### Task description
Make an exact copy of the listing below.

### Source data
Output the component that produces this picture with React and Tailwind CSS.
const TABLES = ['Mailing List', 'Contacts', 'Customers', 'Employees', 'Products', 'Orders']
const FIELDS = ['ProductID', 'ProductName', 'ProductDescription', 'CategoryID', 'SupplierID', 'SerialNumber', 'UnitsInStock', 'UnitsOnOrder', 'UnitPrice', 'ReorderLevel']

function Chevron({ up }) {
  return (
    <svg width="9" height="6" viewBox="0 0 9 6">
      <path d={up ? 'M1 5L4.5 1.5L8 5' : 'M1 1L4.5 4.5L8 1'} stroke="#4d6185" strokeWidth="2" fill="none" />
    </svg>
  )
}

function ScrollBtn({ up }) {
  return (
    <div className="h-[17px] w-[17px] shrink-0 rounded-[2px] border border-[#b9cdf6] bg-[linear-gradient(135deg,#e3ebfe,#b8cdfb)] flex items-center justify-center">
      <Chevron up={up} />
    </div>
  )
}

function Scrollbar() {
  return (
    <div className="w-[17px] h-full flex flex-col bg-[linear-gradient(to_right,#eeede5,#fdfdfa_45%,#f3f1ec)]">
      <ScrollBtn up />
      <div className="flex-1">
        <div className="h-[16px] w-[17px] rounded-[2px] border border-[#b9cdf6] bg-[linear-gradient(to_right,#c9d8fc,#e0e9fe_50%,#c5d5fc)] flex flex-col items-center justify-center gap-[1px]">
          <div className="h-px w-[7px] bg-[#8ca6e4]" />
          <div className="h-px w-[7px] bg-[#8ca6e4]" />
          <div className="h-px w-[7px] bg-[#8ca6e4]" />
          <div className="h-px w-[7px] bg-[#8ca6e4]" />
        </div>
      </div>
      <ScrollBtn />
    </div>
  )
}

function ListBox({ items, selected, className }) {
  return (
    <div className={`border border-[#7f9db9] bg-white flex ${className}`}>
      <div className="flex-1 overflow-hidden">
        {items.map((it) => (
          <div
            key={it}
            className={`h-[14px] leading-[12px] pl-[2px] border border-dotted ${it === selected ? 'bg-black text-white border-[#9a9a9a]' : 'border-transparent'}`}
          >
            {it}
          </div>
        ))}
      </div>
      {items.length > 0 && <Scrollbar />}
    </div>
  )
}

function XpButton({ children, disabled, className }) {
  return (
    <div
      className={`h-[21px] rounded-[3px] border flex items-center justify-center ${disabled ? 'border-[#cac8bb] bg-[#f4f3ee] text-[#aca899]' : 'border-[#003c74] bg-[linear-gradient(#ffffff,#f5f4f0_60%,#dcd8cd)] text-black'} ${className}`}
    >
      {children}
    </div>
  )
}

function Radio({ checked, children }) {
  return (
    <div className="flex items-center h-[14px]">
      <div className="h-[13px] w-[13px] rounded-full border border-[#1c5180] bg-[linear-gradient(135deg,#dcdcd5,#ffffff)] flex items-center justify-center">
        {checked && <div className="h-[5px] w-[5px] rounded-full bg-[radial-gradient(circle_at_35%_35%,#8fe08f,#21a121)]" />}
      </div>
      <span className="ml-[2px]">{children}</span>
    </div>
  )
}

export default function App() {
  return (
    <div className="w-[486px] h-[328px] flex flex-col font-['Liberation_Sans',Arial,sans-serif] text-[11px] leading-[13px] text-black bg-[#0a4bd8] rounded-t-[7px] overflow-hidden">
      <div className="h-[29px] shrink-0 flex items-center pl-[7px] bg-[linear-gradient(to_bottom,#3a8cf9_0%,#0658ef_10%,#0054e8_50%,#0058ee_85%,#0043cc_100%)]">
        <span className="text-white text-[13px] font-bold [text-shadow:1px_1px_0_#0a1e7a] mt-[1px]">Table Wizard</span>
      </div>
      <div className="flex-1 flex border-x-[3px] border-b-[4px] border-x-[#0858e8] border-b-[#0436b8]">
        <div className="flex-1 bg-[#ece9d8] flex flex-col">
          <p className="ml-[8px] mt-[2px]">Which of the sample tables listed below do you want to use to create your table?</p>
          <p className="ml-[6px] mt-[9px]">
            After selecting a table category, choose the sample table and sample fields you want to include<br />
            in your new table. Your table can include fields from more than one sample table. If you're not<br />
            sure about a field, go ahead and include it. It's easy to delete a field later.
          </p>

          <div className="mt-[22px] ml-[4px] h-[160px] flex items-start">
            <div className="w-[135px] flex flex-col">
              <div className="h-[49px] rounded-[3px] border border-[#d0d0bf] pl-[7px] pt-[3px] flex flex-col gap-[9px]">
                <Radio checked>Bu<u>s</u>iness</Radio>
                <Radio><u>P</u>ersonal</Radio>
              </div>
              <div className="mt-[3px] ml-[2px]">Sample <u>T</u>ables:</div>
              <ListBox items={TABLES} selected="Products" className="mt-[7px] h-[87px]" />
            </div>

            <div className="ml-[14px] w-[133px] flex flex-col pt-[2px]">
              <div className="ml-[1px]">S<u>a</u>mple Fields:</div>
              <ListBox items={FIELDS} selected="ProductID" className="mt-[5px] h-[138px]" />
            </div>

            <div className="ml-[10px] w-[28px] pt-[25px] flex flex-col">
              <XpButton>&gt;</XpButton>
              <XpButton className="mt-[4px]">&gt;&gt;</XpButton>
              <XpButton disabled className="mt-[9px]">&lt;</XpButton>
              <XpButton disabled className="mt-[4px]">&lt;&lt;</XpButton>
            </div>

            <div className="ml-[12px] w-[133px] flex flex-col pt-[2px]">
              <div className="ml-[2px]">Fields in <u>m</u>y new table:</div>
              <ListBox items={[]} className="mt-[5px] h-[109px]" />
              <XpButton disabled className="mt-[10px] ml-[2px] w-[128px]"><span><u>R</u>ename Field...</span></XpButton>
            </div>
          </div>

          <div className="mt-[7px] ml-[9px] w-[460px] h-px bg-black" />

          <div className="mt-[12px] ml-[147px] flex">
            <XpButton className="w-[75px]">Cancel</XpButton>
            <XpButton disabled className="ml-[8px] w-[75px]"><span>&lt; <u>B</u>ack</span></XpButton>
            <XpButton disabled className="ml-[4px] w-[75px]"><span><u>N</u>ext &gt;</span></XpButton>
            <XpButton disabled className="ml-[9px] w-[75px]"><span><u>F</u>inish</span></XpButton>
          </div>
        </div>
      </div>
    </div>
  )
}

### Result of the exercise
Output the component that produces this picture with React and Tailwind CSS.
const TABLES = ['Mailing List', 'Contacts', 'Customers', 'Employees', 'Products', 'Orders']
const FIELDS = ['ProductID', 'ProductName', 'ProductDescription', 'CategoryID', 'SupplierID', 'SerialNumber', 'UnitsInStock', 'UnitsOnOrder', 'UnitPrice', 'ReorderLevel']

function Chevron({ up }) {
  return (
    <svg width="9" height="6" viewBox="0 0 9 6">
      <path d={up ? 'M1 5L4.5 1.5L8 5' : 'M1 1L4.5 4.5L8 1'} stroke="#4d6185" strokeWidth="2" fill="none" />
    </svg>
  )
}

function ScrollBtn({ up }) {
  return (
    <div className="h-[17px] w-[17px] shrink-0 rounded-[2px] border border-[#b9cdf6] bg-[linear-gradient(135deg,#e3ebfe,#b8cdfb)] flex items-center justify-center">
      <Chevron up={up} />
    </div>
  )
}

function Scrollbar() {
  return (
    <div className="w-[17px] h-full flex flex-col bg-[linear-gradient(to_right,#eeede5,#fdfdfa_45%,#f3f1ec)]">
      <ScrollBtn up />
      <div className="flex-1">
        <div className="h-[16px] w-[17px] rounded-[2px] border border-[#b9cdf6] bg-[linear-gradient(to_right,#c9d8fc,#e0e9fe_50%,#c5d5fc)] flex flex-col items-center justify-center gap-[1px]">
          <div className="h-px w-[7px] bg-[#8ca6e4]" />
          <div className="h-px w-[7px] bg-[#8ca6e4]" />
          <div className="h-px w-[7px] bg-[#8ca6e4]" />
          <div className="h-px w-[7px] bg-[#8ca6e4]" />
        </div>
      </div>
      <ScrollBtn />
    </div>
  )
}

function ListBox({ items, selected, className }) {
  return (
    <div className={`border border-[#7f9db9] bg-white flex ${className}`}>
      <div className="flex-1 overflow-hidden">
        {items.map((it) => (
          <div
            key={it}
            className={`h-[14px] leading-[12px] pl-[2px] border border-dotted ${it === selected ? 'bg-black text-white border-[#9a9a9a]' : 'border-transparent'}`}
          >
            {it}
          </div>
        ))}
      </div>
      {items.length > 0 && <Scrollbar />}
    </div>
  )
}

function XpButton({ children, disabled, className }) {
  return (
    <div
      className={`h-[21px] rounded-[3px] border flex items-center justify-center ${disabled ? 'border-[#cac8bb] bg-[#f4f3ee] text-[#aca899]' : 'border-[#003c74] bg-[linear-gradient(#ffffff,#f5f4f0_60%,#dcd8cd)] text-black'} ${className}`}
    >
      {children}
    </div>
  )
}

function Radio({ checked, children }) {
  return (
    <div className="flex items-center h-[14px]">
      <div className="h-[13px] w-[13px] rounded-full border border-[#1c5180] bg-[linear-gradient(135deg,#dcdcd5,#ffffff)] flex items-center justify-center">
        {checked && <div className="h-[5px] w-[5px] rounded-full bg-[radial-gradient(circle_at_35%_35%,#8fe08f,#21a121)]" />}
      </div>
      <span className="ml-[2px]">{children}</span>
    </div>
  )
}

export default function App() {
  return (
    <div className="w-[486px] h-[328px] flex flex-col font-['Liberation_Sans',Arial,sans-serif] text-[11px] leading-[13px] text-black bg-[#0a4bd8] rounded-t-[7px] overflow-hidden">
      <div className="h-[29px] shrink-0 flex items-center pl-[7px] bg-[linear-gradient(to_bottom,#3a8cf9_0%,#0658ef_10%,#0054e8_50%,#0058ee_85%,#0043cc_100%)]">
        <span className="text-white text-[13px] font-bold [text-shadow:1px_1px_0_#0a1e7a] mt-[1px]">Table Wizard</span>
      </div>
      <div className="flex-1 flex border-x-[3px] border-b-[4px] border-x-[#0858e8] border-b-[#0436b8]">
        <div className="flex-1 bg-[#ece9d8] flex flex-col">
          <p className="ml-[8px] mt-[2px]">Which of the sample tables listed below do you want to use to create your table?</p>
          <p className="ml-[6px] mt-[9px]">
            After selecting a table category, choose the sample table and sample fields you want to include<br />
            in your new table. Your table can include fields from more than one sample table. If you're not<br />
            sure about a field, go ahead and include it. It's easy to delete a field later.
          </p>

          <div className="mt-[22px] ml-[4px] h-[160px] flex items-start">
            <div className="w-[135px] flex flex-col">
              <div className="h-[49px] rounded-[3px] border border-[#d0d0bf] pl-[7px] pt-[3px] flex flex-col gap-[9px]">
                <Radio checked>Bu<u>s</u>iness</Radio>
                <Radio><u>P</u>ersonal</Radio>
              </div>
              <div className="mt-[3px] ml-[2px]">Sample <u>T</u>ables:</div>
              <ListBox items={TABLES} selected="Products" className="mt-[7px] h-[87px]" />
            </div>

            <div className="ml-[14px] w-[133px] flex flex-col pt-[2px]">
              <div className="ml-[1px]">S<u>a</u>mple Fields:</div>
              <ListBox items={FIELDS} selected="ProductID" className="mt-[5px] h-[138px]" />
            </div>

            <div className="ml-[10px] w-[28px] pt-[25px] flex flex-col">
              <XpButton>&gt;</XpButton>
              <XpButton className="mt-[4px]">&gt;&gt;</XpButton>
              <XpButton disabled className="mt-[9px]">&lt;</XpButton>
              <XpButton disabled className="mt-[4px]">&lt;&lt;</XpButton>
            </div>

            <div className="ml-[12px] w-[133px] flex flex-col pt-[2px]">
              <div className="ml-[2px]">Fields in <u>m</u>y new table:</div>
              <ListBox items={[]} className="mt-[5px] h-[109px]" />
              <XpButton disabled className="mt-[10px] ml-[2px] w-[128px]"><span><u>R</u>ename Field...</span></XpButton>
            </div>
          </div>

          <div className="mt-[7px] ml-[9px] w-[460px] h-px bg-black" />

          <div className="mt-[12px] ml-[147px] flex">
            <XpButton className="w-[75px]">Cancel</XpButton>
            <XpButton disabled className="ml-[8px] w-[75px]"><span>&lt; <u>B</u>ack</span></XpButton>
            <XpButton disabled className="ml-[4px] w-[75px]"><span><u>N</u>ext &gt;</span></XpButton>
            <XpButton disabled className="ml-[9px] w-[75px]"><span><u>F</u>inish</span></XpButton>
          </div>
        </div>
      </div>
    </div>
  )
}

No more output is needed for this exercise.